Bhaag Milkha Bhaag, a film by Rakeysh Omprakash Mehra and written by Parsoon Joshi, which has been doing well at the box office is biopic of Milkha Singh who was popularly known as the Flying Sikh. A victim of Indo-Pak partition Milkha Singh was given the title of Flying Sikh by the then Pakistan General Ayub Khan after the race he won against Abdul Khaliq, a tough competitor from Pakistan, in the year 1960 in Pakistan. Milkha Singh had to be persuaded by the then Prime Minister of India, Pt. Jawaharlal Nehru to participate in the Pakistan tour for he was, even after 13 years, being haunted by the memories of partition.

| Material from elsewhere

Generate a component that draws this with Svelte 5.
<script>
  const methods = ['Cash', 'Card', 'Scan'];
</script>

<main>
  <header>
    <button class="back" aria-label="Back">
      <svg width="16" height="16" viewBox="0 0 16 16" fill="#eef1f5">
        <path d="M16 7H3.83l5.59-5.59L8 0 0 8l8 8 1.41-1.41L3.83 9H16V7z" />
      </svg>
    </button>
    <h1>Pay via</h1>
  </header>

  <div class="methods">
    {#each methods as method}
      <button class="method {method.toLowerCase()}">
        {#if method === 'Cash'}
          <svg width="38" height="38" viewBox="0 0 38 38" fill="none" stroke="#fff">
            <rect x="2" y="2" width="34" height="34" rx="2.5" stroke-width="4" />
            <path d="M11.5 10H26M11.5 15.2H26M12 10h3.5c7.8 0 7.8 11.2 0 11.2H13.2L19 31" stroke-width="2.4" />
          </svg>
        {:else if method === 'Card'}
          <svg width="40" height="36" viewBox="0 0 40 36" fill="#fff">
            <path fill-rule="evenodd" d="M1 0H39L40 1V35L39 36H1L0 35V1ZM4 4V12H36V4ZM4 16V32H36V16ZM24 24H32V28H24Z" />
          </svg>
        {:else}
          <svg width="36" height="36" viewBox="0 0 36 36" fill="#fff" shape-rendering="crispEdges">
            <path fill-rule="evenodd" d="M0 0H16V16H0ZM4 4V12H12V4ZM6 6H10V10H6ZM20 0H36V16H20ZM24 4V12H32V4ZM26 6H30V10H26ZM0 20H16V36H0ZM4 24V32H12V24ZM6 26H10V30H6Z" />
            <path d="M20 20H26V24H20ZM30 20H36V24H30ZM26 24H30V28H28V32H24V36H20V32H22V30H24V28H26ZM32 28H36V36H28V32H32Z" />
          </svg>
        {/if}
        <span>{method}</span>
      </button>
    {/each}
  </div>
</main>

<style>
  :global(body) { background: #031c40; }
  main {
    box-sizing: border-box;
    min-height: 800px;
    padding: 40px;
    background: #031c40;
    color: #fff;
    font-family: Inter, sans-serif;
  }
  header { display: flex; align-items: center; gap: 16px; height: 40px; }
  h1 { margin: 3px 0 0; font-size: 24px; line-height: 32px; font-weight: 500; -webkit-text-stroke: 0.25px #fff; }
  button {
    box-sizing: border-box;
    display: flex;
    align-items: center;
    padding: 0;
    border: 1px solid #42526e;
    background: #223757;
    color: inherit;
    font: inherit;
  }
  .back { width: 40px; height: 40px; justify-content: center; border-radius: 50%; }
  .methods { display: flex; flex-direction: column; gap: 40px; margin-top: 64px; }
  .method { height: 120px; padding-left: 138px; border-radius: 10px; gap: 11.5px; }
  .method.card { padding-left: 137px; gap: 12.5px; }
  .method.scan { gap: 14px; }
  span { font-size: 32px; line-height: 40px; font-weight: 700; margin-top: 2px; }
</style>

With this thread/ plot Parsoon Joshi has scripted the film directed by Rakeysh Mehra. The film has heart aching moments on Indo-Pak partition and the violence around it. While watching the film it was heartening to watch that the scenes of partition were not politicized by vulgar jingoism. But when the character Abdul Khaliq makes an entry in the film, the film starts playing to the gallery by making the character Abdul Khaliq and his coach a two dimensional enemy figure, which has emerged completely from our own stereotypes and not from the imagination of the writer or the filmmaker who in the depiction of partition in the very same film have not played to the gallery but have handled the issue sensitively when it could have easily slipped into the stereotypical jingoistic category. But in the same film these sensitive people, later on, fall to the trap and slip into vulgar jingoism, failing to resist themselves from playing to the gallery. Sad.

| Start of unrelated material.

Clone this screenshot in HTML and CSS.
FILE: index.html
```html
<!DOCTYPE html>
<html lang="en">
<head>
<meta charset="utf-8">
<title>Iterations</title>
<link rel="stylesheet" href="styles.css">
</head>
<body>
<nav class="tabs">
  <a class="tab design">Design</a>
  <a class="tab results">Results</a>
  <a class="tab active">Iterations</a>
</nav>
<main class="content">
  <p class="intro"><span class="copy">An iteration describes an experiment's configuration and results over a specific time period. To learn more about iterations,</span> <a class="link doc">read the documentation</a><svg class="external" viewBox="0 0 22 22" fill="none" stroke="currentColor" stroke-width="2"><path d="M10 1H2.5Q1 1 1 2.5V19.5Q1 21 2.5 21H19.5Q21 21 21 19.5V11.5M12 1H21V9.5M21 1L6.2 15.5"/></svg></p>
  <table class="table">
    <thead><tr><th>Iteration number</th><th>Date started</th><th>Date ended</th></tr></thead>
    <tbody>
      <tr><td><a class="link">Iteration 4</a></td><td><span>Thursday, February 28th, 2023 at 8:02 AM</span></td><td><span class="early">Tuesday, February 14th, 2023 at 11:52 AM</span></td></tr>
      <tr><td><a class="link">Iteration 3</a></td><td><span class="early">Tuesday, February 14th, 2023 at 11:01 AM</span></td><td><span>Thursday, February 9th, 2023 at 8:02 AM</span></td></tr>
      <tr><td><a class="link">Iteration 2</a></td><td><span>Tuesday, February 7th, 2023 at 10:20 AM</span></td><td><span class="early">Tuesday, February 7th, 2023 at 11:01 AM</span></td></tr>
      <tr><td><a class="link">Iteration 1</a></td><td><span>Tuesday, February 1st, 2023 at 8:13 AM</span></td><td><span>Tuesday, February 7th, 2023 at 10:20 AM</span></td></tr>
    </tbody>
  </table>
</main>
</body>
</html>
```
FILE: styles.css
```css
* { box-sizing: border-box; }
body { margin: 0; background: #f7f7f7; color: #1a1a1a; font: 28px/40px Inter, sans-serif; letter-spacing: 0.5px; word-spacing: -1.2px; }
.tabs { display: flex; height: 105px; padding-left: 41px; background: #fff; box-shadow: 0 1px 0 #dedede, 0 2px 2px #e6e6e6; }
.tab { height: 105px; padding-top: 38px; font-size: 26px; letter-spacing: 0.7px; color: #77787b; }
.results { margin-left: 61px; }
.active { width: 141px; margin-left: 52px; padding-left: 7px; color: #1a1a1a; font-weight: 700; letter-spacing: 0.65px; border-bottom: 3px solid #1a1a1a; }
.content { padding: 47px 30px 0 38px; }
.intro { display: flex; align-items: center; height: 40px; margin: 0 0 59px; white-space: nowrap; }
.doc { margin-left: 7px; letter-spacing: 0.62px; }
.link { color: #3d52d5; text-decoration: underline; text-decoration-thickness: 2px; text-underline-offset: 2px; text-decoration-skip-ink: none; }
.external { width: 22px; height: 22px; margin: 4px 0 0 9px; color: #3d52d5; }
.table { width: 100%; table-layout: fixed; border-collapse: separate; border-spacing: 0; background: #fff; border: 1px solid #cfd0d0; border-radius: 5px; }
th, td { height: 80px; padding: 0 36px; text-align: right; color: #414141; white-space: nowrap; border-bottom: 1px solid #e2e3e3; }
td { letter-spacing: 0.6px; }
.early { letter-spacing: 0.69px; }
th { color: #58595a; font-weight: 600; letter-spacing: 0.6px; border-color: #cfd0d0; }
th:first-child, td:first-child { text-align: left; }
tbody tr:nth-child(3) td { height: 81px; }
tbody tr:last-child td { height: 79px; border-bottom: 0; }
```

When Inzamaamul-Haq was 23 and on a India tour. Those days he was not the Inzi we know of in his later stage of career where he became the calm composed and matured man. During that tour with misty eyes he had expressed, before the television cameras, his desire to go to Hansi in Hayrana, from where his family had migrated in 1947. “I have to go there. I promised my father I would bring him pictures. We have no relatives there but we did have a haveli. Dad said it was near a mazaar,” he said. Later during the tour also kept asking, “Do you think anyone would remember my grandfather Pirzada Zia-Ul-Haq by name there? Are there any Muslims left there anymore? Do you think they have changed the name of the locality?” and adding, “Dad tells me it was called Pirzadgan and others called it mohalla Moghalpura.” Inzamam couldnt make it to Hansi.

It was not just Inzi who wanted to visit the lost love but also Rameez Raza. He wanted to visit his in-laws relatives in Karnal and his own relatives in Jaipur. He said his mother is from Delhi and said he picked up the tehzeeb of Dilli from her. “I would be happy to meet all my relatives here. But where is the time and permission?” Ijaz Ahmed too longed to meet his cousins in Jalandhar but could not meet because there was no permission.

InziInzi, Rameez and Ijaz like Milkha Singh have lives cutting through the partition and revisit to the ‘other’ nation after several years, which once used to be their homeland.

What would be the film be like if a Pakistani would make a film with the story of Inzi, Ijaz or Rameez? Will an Indian filmmaker ever take up these stories to film about? If one does what will be the take of the film?– I wonder. If it gets done and gets done by a Pakistani filmmaker in an anti-India fashion how will the Indians react to it?– I wonder. If someone i.e. Pakistani or an Indian makes a film on the same subject and handles it in a humanistic way without slipping into vulgar jingoism, how would be the public response to it?– I wonder.

Gulzar sahab, who was born in Dina, which is now in Pakistan, recently visited his soil after 70 years! It was an emotional moment for him speaking of which, to my friend from Pakistan- Sheyr Mirza, he said, “All I wanted was a moment of solitude to sit and weep.” But his fame was working against him. The people of Dina had come in large numbers to see their proud son. They had come with food prepared for him. But he couldnt eat. He said, “Dil kuch is tarah se bhar aya tha mera, ke paet bharne ki gunjaish nahi thi (my heart had filled in such a way that there was no space to fill my stomach) and added, “I just touched the salt from their hands, that was enough. That salt from my own nation.” In the same interview he said, when asked if there is any hope to improvement of Indo-Pak relation:

Unka Jo Kaam Hai Ahal-E- Siyasat Wo Jane
Mera Paigam Hai Mohaabat, JahaN Tak Pahunche

(Those whose work is politics, they know;
my message is love, wherever it reaches)

At the end of the interview when Sehyr asked Gulzar sahab what his message to the people of subcontinent was, he said- “Kulya na karo jhapiyan paya karo,” to mean- Don’t fight, embrace each other.

May his words be the guiding light to all, including our screenwriters and filmmakers, because the job of a creative artist is to give wings to the “message of love, wherever it reaches,” and not play it to the gallery.

A Hindustan which bases its patriotism on the slogan, “Pakistan murdaabaad,” that idea of Hindustan can invoke no “Zindaabaad” from me too for my idea of Hindustan is not that. My “zindaabaad” is not with an idea of Pakistan too which bases its patriotism on its hate for India. As said earlier, love that is inseparable from hatred, a love whose driving force is hatred and a love that leads to hatred is a self defeating love and no love at all.